但法律在一定情形之下并不积极介入,以维护社会基干之家庭的和睦与秩序。

从上文所见秦律中免受公权力制裁的「家罪」类型来看,因这些行为发生于家庭内部,并未危害他人或者社会秩序,法律对此不予处理。

此外,秦汉法律一定程度上甚至以损害国家司法权为代价以 维护家庭利益

如汉律虽鼓励百姓向官府互相告发犯罪,但子女控告父母、妻子控告翁姑却为法律所禁止,并且还对控告者处以弃市之极刑。

此规定虽会增加发现犯罪事实的难度,但是秦汉法律若积极鼓励卑亲属举发尊亲属。

将破坏家庭的内部秩序,反而更有可能会影响社会机体的稳固。

然而,因秦汉法律的首要目的在于保护国家安定和社会秩序,法律对于家庭的保护必然有其限度。

比如,秦汉法律虽给予家长一定的惩治权,但也注重 防范家长权力的滥用

从程序和实体立法上予以限制,秦律规定父母可因子女不孝请求官府对其处以肉刑或死刑,但若父母擅杀子女则将被黥为城旦舂。

家长权的行使理论上仍须以国家公权力为凭借方可实现,家长权实乃匍匐于国家公权力之下。

再者,秦汉法律虽然致力于维护家庭秩序,但若维护家庭秩序反而有损国家秩序,则家庭利益需让位于国家利益。

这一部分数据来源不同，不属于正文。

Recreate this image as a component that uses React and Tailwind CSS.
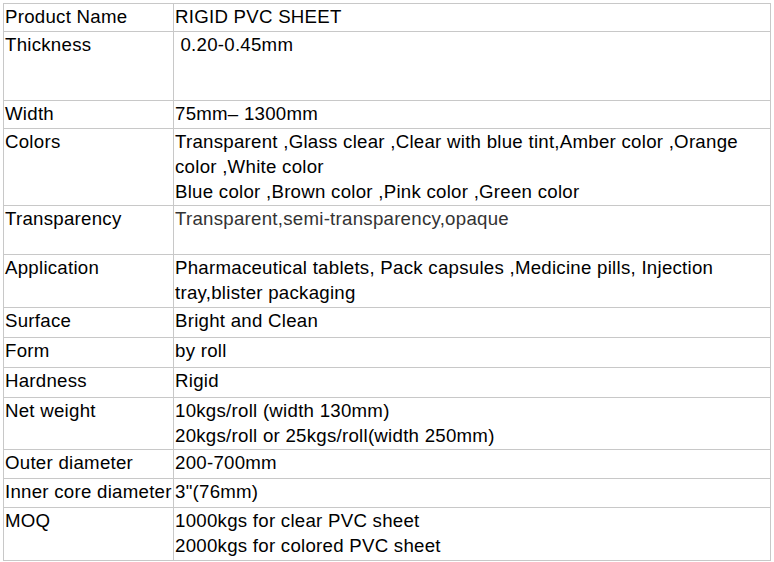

如汉律一般情况下禁止子女控告父母、妻子控告翁姑,但是对诸如谋反、反逆、 投降诸侯、劫掠等严重危害国家政权与社会秩序的犯罪行为则 不予适用

反而鼓励家庭成员互相控告并追捕犯罪者,以免除其坐罪。

可见,若父权与君权、家庭秩序与国家秩序并行不悖之时,秦汉法律积极维护父权及家庭秩序。

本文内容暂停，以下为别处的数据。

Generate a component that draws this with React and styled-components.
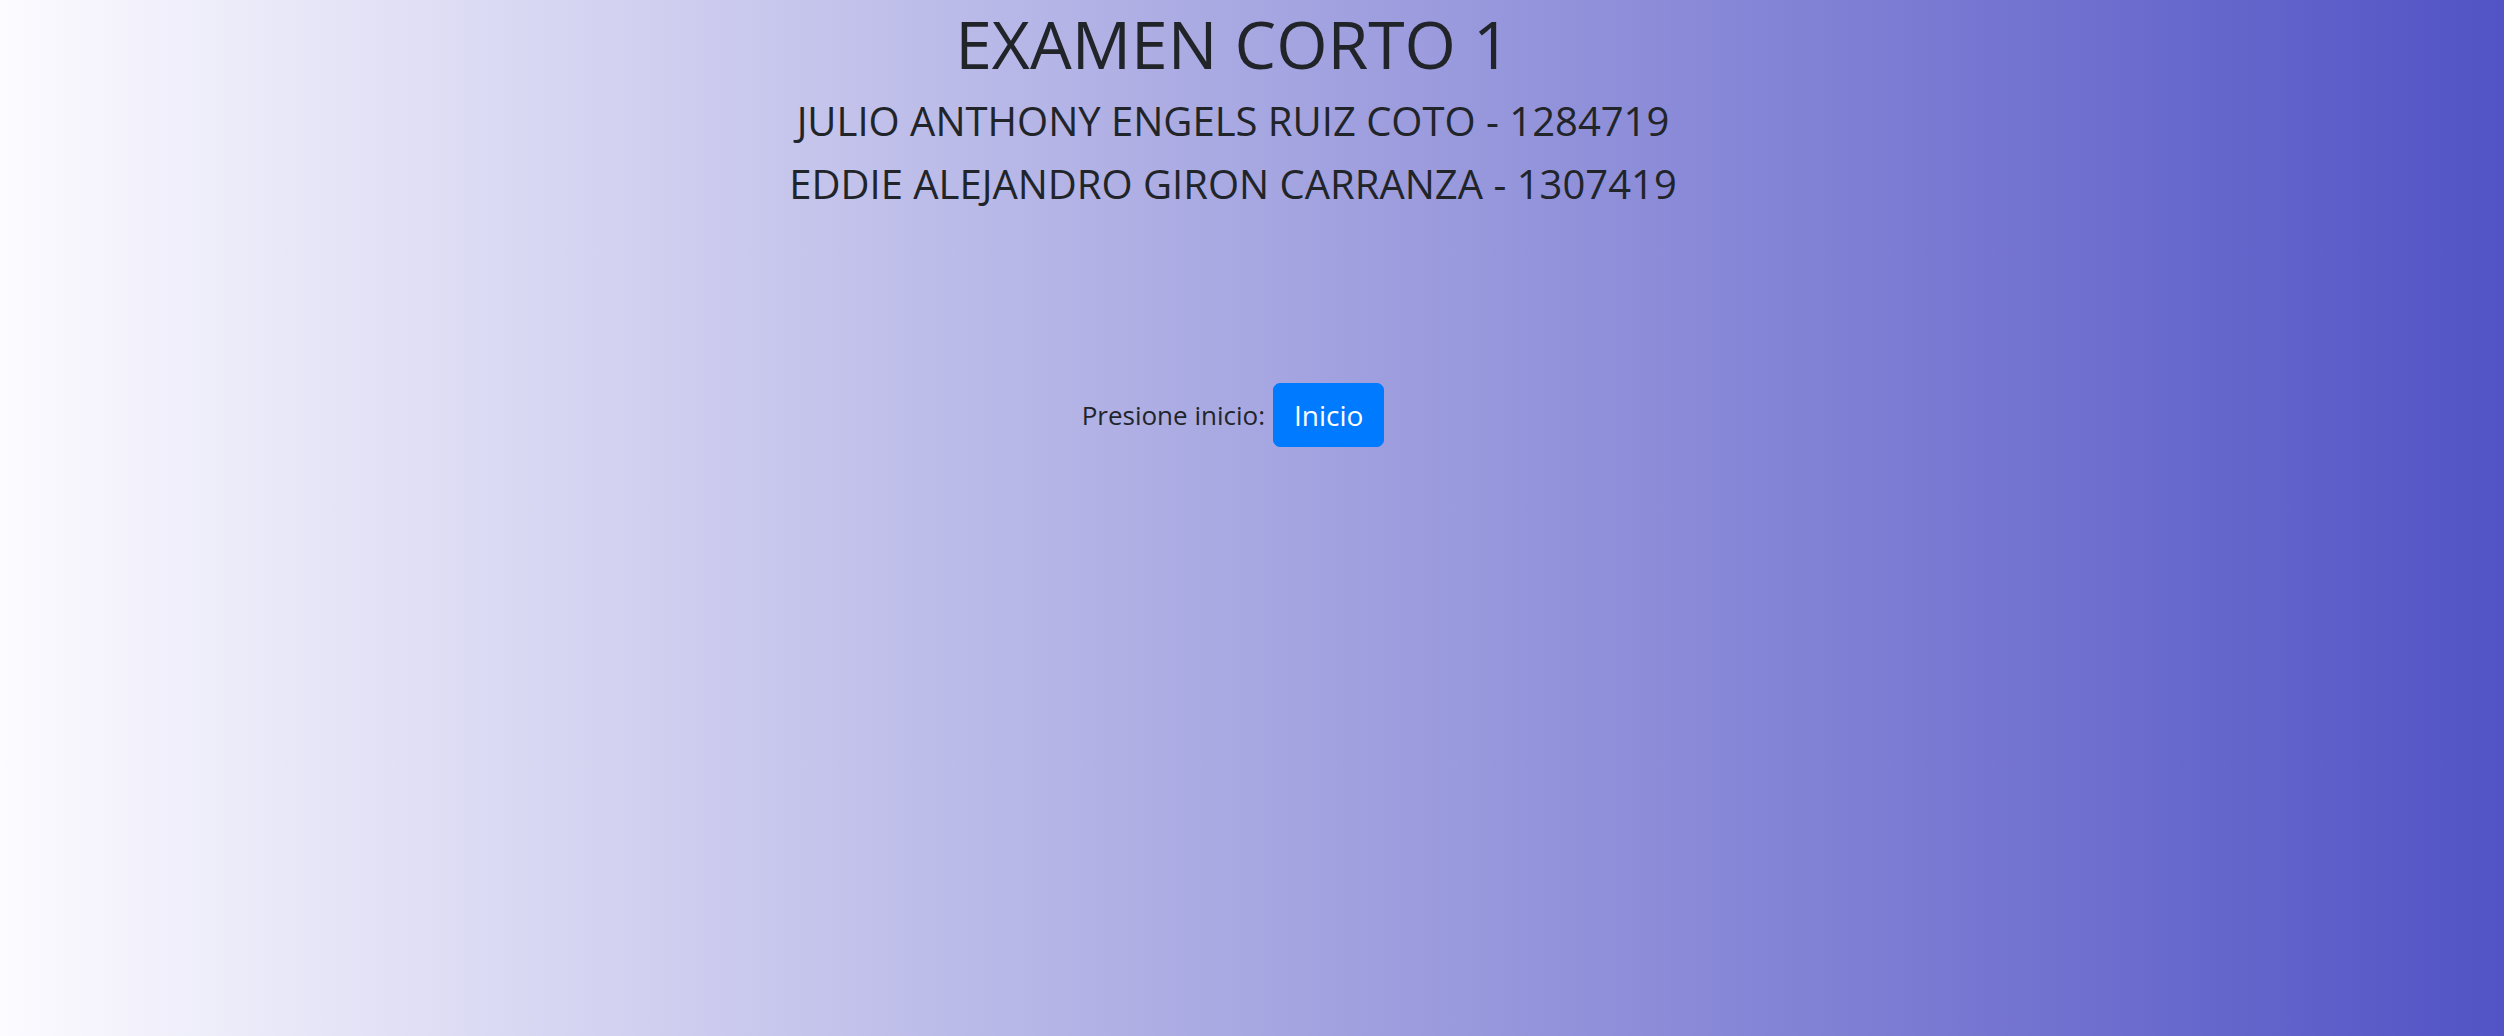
import React from "react";
import styled, { createGlobalStyle } from "styled-components";

const GlobalStyle = createGlobalStyle`
  html, body {
    margin: 0;
    padding: 0;
  }
  body {
    font-family: "Open Sans", "Noto Sans", sans-serif;
    color: #212529;
  }
`;

const Page = styled.main`
  width: 2504px;
  height: 1036px;
  box-sizing: border-box;
  padding: 4px 38px 0 0;
  background: linear-gradient(to right, #fcfbff, #5253c5);
  display: flex;
  flex-direction: column;
  align-items: center;
`;

const Title = styled.h1`
  margin: 0 0 6px;
  font-size: 66px;
  font-weight: 400;
  line-height: 79px;
`;

const Student = styled.h3`
  margin: 0;
  font-size: 40px;
  font-weight: 400;
  line-height: 63px;
`;

const StartRow = styled.div`
  margin-top: 168px;
  display: flex;
  align-items: center;
  gap: 8px;
  font-size: 26px;
`;

const Button = styled.button`
  font-family: inherit;
  font-size: 28px;
  color: #fff;
  background: #007bff;
  border: 1px solid #007bff;
  border-radius: 7px;
  height: 64px;
  padding: 0 20px;
  cursor: pointer;
`;

export default function App() {
  return (
    <>
      <GlobalStyle />
      <Page>
        <Title>EXAMEN CORTO 1</Title>
        <Student>JULIO ANTHONY ENGELS RUIZ COTO - 1284719</Student>
        <Student>EDDIE ALEJANDRO GIRON CARRANZA - 1307419</Student>
        <StartRow>
          <span>Presione inicio:</span>
          <Button>Inicio</Button>
        </StartRow>
      </Page>
    </>
  );
}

若两者出现冲突且不可两全之时,则君权优先于父权,国家秩序重于家庭秩序。

此外,秦汉司法案例也透露,当家庭伦理义务与国家法律规定相冲突时,官吏在司法审判中将严格依据律令规定定罪量刑。

秦汉法律规范与社会伦理观念之间也会存在一定的落差,即使司法官吏也会关注 夫妻婚姻 关系与家庭伦理问题,但他们做出最终判决仍需以法律规范而非伦理规范为准。

秦汉为个体小家庭摆脱宗族成为社会主体单位的定型期,中国传统社会逐渐形成家国同构的内在秩序。

与之相应,秦汉法律保障个体家庭的独立与发展,并维护家庭内的孝亲伦理与礼制秩序。

这一方面折射了秦汉法律维持家庭秩序与伦理的法律逻辑与意义,另一方面也反映了家庭秩序对维护秦汉国家秩序的社会意义。